Günümüzde neseb düzeltmek maksadıyla devletin sıkça yaptığı aflar bu konuda medenî hukuktaki boşlukları gösteriyor.
Evet, aradan bunca yıl geçmiş olmasına rağmen, Medenî Kanun milletimizin günlük hayatına mal olabilmiş değil. Devletin getirdiği kanunî düzenlemeler karşısında, halkın “pasif direniş”ini ısrarla sürdürüyor olmasının ardında elbette pek çok sebep var. Onun için de resmî politikalar onca gayrete rağmen başarıya ulaşamıyor.
ŞERİF MARDİN VE MEDENÎ HUKUK
Medenî Kanunun başarısızlığının sosyolojik temellerini araştıran aydınlardan biri de geçtiğimiz yıl Eylül ayında vefat eden merhum Prof. Dr. Şerif Mardin. Mardin, devletin getirdiği kanunî düzenlemeler karşısındaki pasif, ama ısrarlı direnişle ilgili olarak “Bediüzzaman Said Nursî Olayı: Modern Türkiye’de din ve toplumsal değişim” adlı kitabındaki değerlendirmesi şöyle:
“Kemalist ideoloji, Cumhuriyet, laikleştirme ve İsviçre Medenî Kanunu’nun kabulünden sonra kadının toplumdaki yeni yerine dair sorulara, kırsal alanlara kadar yayılmış sıradan İslâmî ilmihallerin verdiği ayrıntıda cevap veremiyordu. Ayrıca Kemalistler, insanın doğum, ergenlik, evlilik ve ölüm gibi belli başlı hayat duraklarına anlam kazandıran törenler konusunda da herhangi bir görüşe sahip değildiler. Gelinlerin, damatların ve ailelerinin, Türkiye’deki Medenî Kanun’a göre yapılan evlilik törenlerine bir parça renk ve sıcaklık katmak için el yordamıyla ne tür çabalara giriştiklerine tanık olanlar, ne demek istediğimi anlayacaklardır. Başka pek çok alanda başarılar sağlayan Kemalizm, yüzeysel ve toplumla organik bağlardan yoksun olması nedeniyle, böyle bir boşluk oluşturdu. Said Nursî’nin öğretileri ise, özellikle babaya ve yaşlılara gösterilmesi gereken saygı başta olmak üzere, aile normlarından oluşan bir harita ile ortadaki boşluğu doldurmuştur.”
HÜLÂSA
Şaşırtıcı olan, insan fıtratına uygun kanunî düzenlemelerin acilen yapması gerekirken; yanlışta ısrar ediliyor olması.

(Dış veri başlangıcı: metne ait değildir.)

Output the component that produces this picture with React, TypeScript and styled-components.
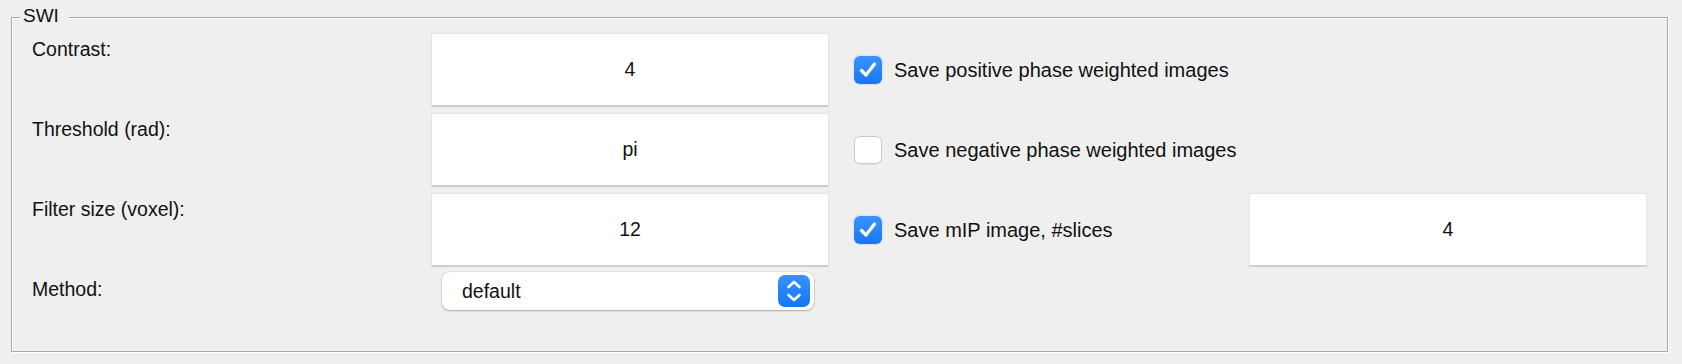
import React from "react";
import styled, { createGlobalStyle } from "styled-components";

const Global = createGlobalStyle`
  html, body { margin: 0; padding: 0; background: #efefef; }
  body { font-family: "Liberation Sans", Arial, sans-serif; color: #111; }
`;

const Page = styled.div`
  width: 1682px;
  height: 364px;
  padding: 17px 0 0 11px;
  box-sizing: border-box;
  background: #efefef;
`;

const Frame = styled.section`
  position: relative;
  width: 1657px;
  height: 335px;
  box-sizing: border-box;
  border: 1px solid #a9a9a9;
  box-shadow: 1px 1px 0 #ffffff, inset 1px 1px 0 #ffffff;
  padding: 15px 19px 0 20px;
`;

const Legend = styled.span`
  position: absolute;
  top: -13px;
  left: 8px;
  padding: 0 10px 0 3px;
  background: #efefef;
  font-size: 19px;
  line-height: 22px;
  color: #111;
`;

const Grid = styled.div`
  display: grid;
  grid-template-columns: 399px 398px 420px 398px;
  grid-auto-rows: 74px;
  row-gap: 6px;
  & > :nth-child(4n + 3) {
    padding-left: 25px;
  }
`;

const Label = styled.div`
  font-size: 19.5px;
  line-height: 24px;
  padding-top: 4px;
`;

const Field = styled.div`
  background: #fff;
  border: 1px solid #e2e2e2;
  border-bottom: 2px solid #cfcfcf;
  box-sizing: border-box;
  display: flex;
  align-items: center;
  justify-content: center;
  font-size: 19.5px;
  color: #111;
`;

const Empty = styled.div``;

const CheckRow = styled.label`
  display: flex;
  align-items: center;
  gap: 12px;
  font-size: 20px;
  color: #111;
`;

const Box = styled.span<{ $on: boolean }>`
  width: 28px;
  height: 28px;
  flex: none;
  box-sizing: border-box;
  border-radius: 6px;
  display: flex;
  align-items: center;
  justify-content: center;
  background: ${(p) => (p.$on ? "linear-gradient(#3b93ff, #1677f5)" : "#fff")};
  border: ${(p) => (p.$on ? "none" : "1px solid #c9c9c9")};
  box-shadow: ${(p) => (p.$on ? "0 0 2px rgba(20,110,240,0.35)" : "0 1px 1px rgba(0,0,0,0.05)")};
`;

const SelectWrap = styled.div`
  align-self: start;
  margin: -1px 0 0 11px;
  width: 372px;
  height: 38px;
  box-sizing: border-box;
  background: #fff;
  border-radius: 8px;
  box-shadow: 0 0 0 0.5px rgba(0, 0, 0, 0.12), 0 1px 2px rgba(0, 0, 0, 0.25);
  display: flex;
  align-items: center;
  justify-content: space-between;
  padding: 0 4px 0 20px;
  font-size: 19.5px;
  color: #111;
`;

const Stepper = styled.span`
  width: 32px;
  height: 32px;
  border-radius: 7px;
  background: linear-gradient(#3a92ff, #1575f5);
  display: flex;
  align-items: center;
  justify-content: center;
`;

const Check = () => (
  <svg width="20" height="20" viewBox="0 0 20 20">
    <path d="M3.5 10.5 L8 15 L16.5 4" fill="none" stroke="#fff" strokeWidth="3.2" strokeLinecap="round" strokeLinejoin="round" />
  </svg>
);

const Chevrons = () => (
  <svg width="20" height="26" viewBox="0 0 20 26">
    <path d="M4.5 9 L10 4 L15.5 9" fill="none" stroke="#fff" strokeWidth="2.6" strokeLinecap="round" strokeLinejoin="round" />
    <path d="M4.5 17 L10 22 L15.5 17" fill="none" stroke="#fff" strokeWidth="2.6" strokeLinecap="round" strokeLinejoin="round" />
  </svg>
);

const CheckItem = ({ on, text }: { on: boolean; text: string }) => (
  <CheckRow>
    <Box $on={on}>{on && <Check />}</Box>
    {text}
  </CheckRow>
);

export default function App() {
  return (
    <>
      <Global />
      <Page>
        <Frame>
          <Legend>SWI</Legend>
          <Grid>
            <Label>Contrast:</Label>
            <Field>4</Field>
            <CheckItem on text="Save positive phase weighted images" />
            <Empty />

            <Label>Threshold (rad):</Label>
            <Field>pi</Field>
            <CheckItem on={false} text="Save negative phase weighted images" />
            <Empty />

            <Label>Filter size (voxel):</Label>
            <Field>12</Field>
            <CheckItem on text="Save mIP image, #slices" />
            <Field>4</Field>

            <Label>Method:</Label>
            <SelectWrap>
              default
              <Stepper>
                <Chevrons />
              </Stepper>
            </SelectWrap>
            <Empty />
            <Empty />
          </Grid>
        </Frame>
      </Page>
    </>
  );
}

Her şey bir tarafa, şahıs bazında asrın Kur’ân tefsiri Risale-i Nur’u hayat rehberi haline getiren bizlere düşen vazife modern zamanın getirdiği fırtınalara karşı “Dünyadaki Cennetimiz ve tahassüngâhımız olan ailemiz”i güçlendirmenin yolunu hemcinslerimizle müzakere etmek, farkındalığımızı arttırmak.
Elimizde Bediüzzaman Hazretleri’nin telif ettiği “Hanımlar Rehberi” gibi muazzam bir hayat haritası varken bu zor değil!